The changes put more money in the IRS’s pocket by:

  • eliminating your ability to get an immediate tax benefit from your NOL carryback, and
  • delaying your ability to get tax benefits from future NOL carryforwards.

Don’t worry: we’ll show you how you can take proactive measures to use your business loss in the current tax year and avoid the limits that the new NOL rules put on your ability to use it.

Strategy No. 1: Roth IRA Conversion

If you have traditional IRA assets, you can convert them to Roth IRA assets regardless of income. You include the conversion amounts in your taxable income, but you don’t pay the percent penalty on the converted monies.  This brings up a planning opportunity for your business loss.
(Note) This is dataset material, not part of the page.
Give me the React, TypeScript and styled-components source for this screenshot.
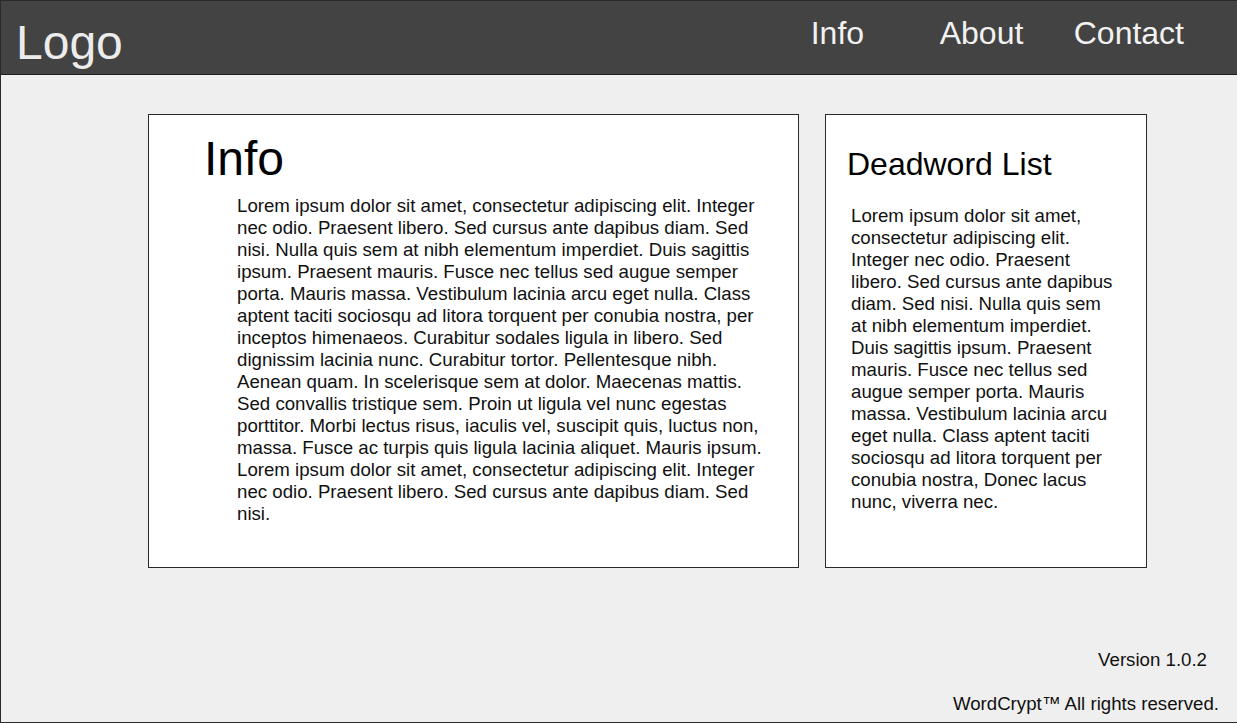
import React from "react";
import styled, { createGlobalStyle } from "styled-components";

const GlobalStyle = createGlobalStyle`
  html, body {
    margin: 0;
    padding: 0;
    background: #efefef;
    overflow: hidden;
  }
  * { box-sizing: border-box; }
  body {
    font-family: "Liberation Sans", Arial, sans-serif;
  }
`;

const Page = styled.div`
  width: 1237px;
  height: 723px;
  display: flex;
  flex-direction: column;
  background: #efefef;
  border: 1px solid #2a2a2a;
  border-right: none;
`;

const Header = styled.header`
  height: 74px;
  flex: none;
  display: flex;
  align-items: flex-start;
  justify-content: space-between;
  background: #434343;
  border-bottom: 1px solid #1e1e1e;
  padding-left: 15px;
`;

const Logo = styled.div`
  margin-top: 14px;
  font-size: 48px;
  line-height: 56px;
  color: #ececec;
`;

const Nav = styled.nav`
  display: flex;
  margin-top: 13px;
  margin-right: 53px;
`;

const NavItem = styled.a<{ $w?: number }>`
  width: ${(p) => (p.$w ? `${p.$w}px` : "auto")};
  font-size: 32px;
  line-height: 38px;
  color: #f2f2f2;
  text-decoration: none;
  white-space: nowrap;
`;

const Main = styled.main`
  flex: 1;
  display: flex;
  flex-direction: column;
  padding: 39px 0 0 147px;
`;

const Cards = styled.div`
  display: flex;
  gap: 26px;
`;

const Card = styled.section<{ $w: number }>`
  width: ${(p) => p.$w}px;
  height: 454px;
  background: #ffffff;
  border: 1px solid #2a2a2a;
`;

const InfoTitle = styled.h1`
  margin: 16px 0 0 55px;
  font-size: 48px;
  line-height: 56px;
  font-weight: 400;
  color: #000;
`;

const SideTitle = styled.h2`
  margin: 30px 0 0 21px;
  font-size: 32px;
  line-height: 38px;
  font-weight: 400;
  color: #000;
`;

const Body = styled.p<{ $left: number; $top: number }>`
  margin: ${(p) => p.$top}px 0 0 ${(p) => p.$left}px;
  font-size: 18.67px;
  line-height: 22px;
  color: #111;
  white-space: nowrap;
`;

const Line = styled.span`
  display: block;
`;

const Footer = styled.footer`
  margin-top: auto;
  display: flex;
  flex-direction: column;
  align-items: flex-end;
  gap: 22px;
  padding-bottom: 7px;
`;

const FooterLine = styled.div<{ $right: number }>`
  font-size: 18.67px;
  line-height: 22px;
  color: #111;
  margin-right: ${(p) => p.$right}px;
`;

const infoLines = [
  "Lorem ipsum dolor sit amet, consectetur adipiscing elit. Integer",
  "nec odio. Praesent libero. Sed cursus ante dapibus diam. Sed",
  "nisi. Nulla quis sem at nibh elementum imperdiet. Duis sagittis",
  "ipsum. Praesent mauris. Fusce nec tellus sed augue semper",
  "porta. Mauris massa. Vestibulum lacinia arcu eget nulla. Class",
  "aptent taciti sociosqu ad litora torquent per conubia nostra, per",
  "inceptos himenaeos. Curabitur sodales ligula in libero. Sed",
  "dignissim lacinia nunc. Curabitur tortor. Pellentesque nibh.",
  "Aenean quam. In scelerisque sem at dolor. Maecenas mattis.",
  "Sed convallis tristique sem. Proin ut ligula vel nunc egestas",
  "porttitor. Morbi lectus risus, iaculis vel, suscipit quis, luctus non,",
  "massa. Fusce ac turpis quis ligula lacinia aliquet. Mauris ipsum.",
  "Lorem ipsum dolor sit amet, consectetur adipiscing elit. Integer",
  "nec odio. Praesent libero. Sed cursus ante dapibus diam. Sed",
  "nisi.",
];

const sideLines = [
  "Lorem ipsum dolor sit amet,",
  "consectetur adipiscing elit.",
  "Integer nec odio. Praesent",
  "libero. Sed cursus ante dapibus",
  "diam. Sed nisi. Nulla quis sem",
  "at nibh elementum imperdiet.",
  "Duis sagittis ipsum. Praesent",
  "mauris. Fusce nec tellus sed",
  "augue semper porta. Mauris",
  "massa. Vestibulum lacinia arcu",
  "eget nulla. Class aptent taciti",
  "sociosqu ad litora torquent per",
  "conubia nostra, Donec lacus",
  "nunc, viverra nec.",
];

export default function App() {
  return (
    <>
      <GlobalStyle />
      <Page>
        <Header>
          <Logo>Logo</Logo>
          <Nav>
            <NavItem $w={129}>Info</NavItem>
            <NavItem $w={134}>About</NavItem>
            <NavItem>Contact</NavItem>
          </Nav>
        </Header>
        <Main>
          <Cards>
            <Card $w={651}>
              <InfoTitle>Info</InfoTitle>
              <Body $left={88} $top={8}>
                {infoLines.map((l, i) => (
                  <Line key={i}>{l}</Line>
                ))}
              </Body>
            </Card>
            <Card $w={322}>
              <SideTitle>Deadword List</SideTitle>
              <Body $left={25} $top={22}>
                {sideLines.map((l, i) => (
                  <Line key={i}>{l}</Line>
                ))}
              </Body>
            </Card>
          </Cards>
          <Footer>
            <FooterLine $right={30}>Version 1.0.2</FooterLine>
            <FooterLine $right={18}>WordCrypt™ All rights reserved.</FooterLine>
          </Footer>
        </Main>
      </Page>
    </>
  );
}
Use the loss to offset the income that you had to include because of the conversion to a Roth IRA. If your loss can offset the entire income inclusion, the conversion is tax-free to you, and the tax-free converted funds continue their growth tax-free inside the Roth IRA. You’ll also reduce future required minimum distributions (RMDs) after age 70 1/2 since you don’t take RMDs from a Roth IRA account.

Example. In 2018, John, who is single, takes the standard deduction and has a Schedule C loss of $30,000. John has no other tax items on his tax return. John has $55,000 in traditional IRA assets.  John can convert $42,000 ($30,000 loss plus $12,000 of standard deduction) of his traditional IRA to a Roth IRA in 2018 and pay no tax on the conversion amount.

Strategy No. 2: Purge Gains from Property

This is easy: you sell appreciated assets and recognize the gain. You use the business loss to offset the taxable gains. Since you sell the assets for a gain, you can immediately repurchase the same assets if you want—there is no gain equivalent of the “wash sale loss” rule. Once you rebuy the assets, you lock in a new cost basis at their current fair market value. When you examine your appreciated assets for sale with this strategy, you likely will see assets that will generate:

  • short-term capital gain,
  • long-term capital gain,
  • or ordinary income.

Because of the dollar-for-dollar offset of income, you want to sell assets that generate short-term capital gain and ordinary income. You have lower tax rates on your long-term capital gains, so save them for later, except when your business-loss (NOL) strategy creates a zero tax on your long-term capital gains.

Strategy No. 3: Accelerate Income

If you are like most small businesses, you are on the cash method of accounting for tax purposes. Under the cash method, you recognize taxable income when you receive the cash and you recognize most expenses when you pay the money. Now you have a business loss to consider and say you want income now to offset the loss.  To speed up the collection of taxable income,

  • increase your efforts to collect aged receivables,
  • offer discounts to collect aged and perhaps all receivables,
  • offer discounts for clients to prepay next year’s services,
  • accelerate your invoicing schedule, and
  • consider factoring receivables (selling them).

Strategy No. 4: Fix Depreciation Errors Not in Your Favor

You can use the automatic accounting method change procedures to fix multi-year depreciation errors in a single year. If the errors you made were not in your favor (i.e., you overstated depreciation in prior years), then the depreciation error-correction process creates a one-time spike in your taxable income. Rather than pay taxes out of pocket on this one-time income event, use your business loss to offset the income and fix the issue tax-free.


Tax reform took away your ability to get immediate tax benefits from your NOL: You can’t carry back your NOL to get tax refunds (except for qualified farming losses). Your NOL carryforward can only offset up to 80 percent of your taxable income in a tax year. This article gives you four strategies to make your business loss work for you immediately by using it to offset income from converting your traditional IRA into a Roth IRA, purging gains from appreciated property, delaying payment of expenses and accelerating income, and fixing depreciation errors that aren’t in your favor. If you think you might have a business loss in 2018 or a future tax year, don’t sit by and do nothing: be proactive, plan, and bypass the restrictive NOL rules so that you can realize the benefits of that business loss immediately.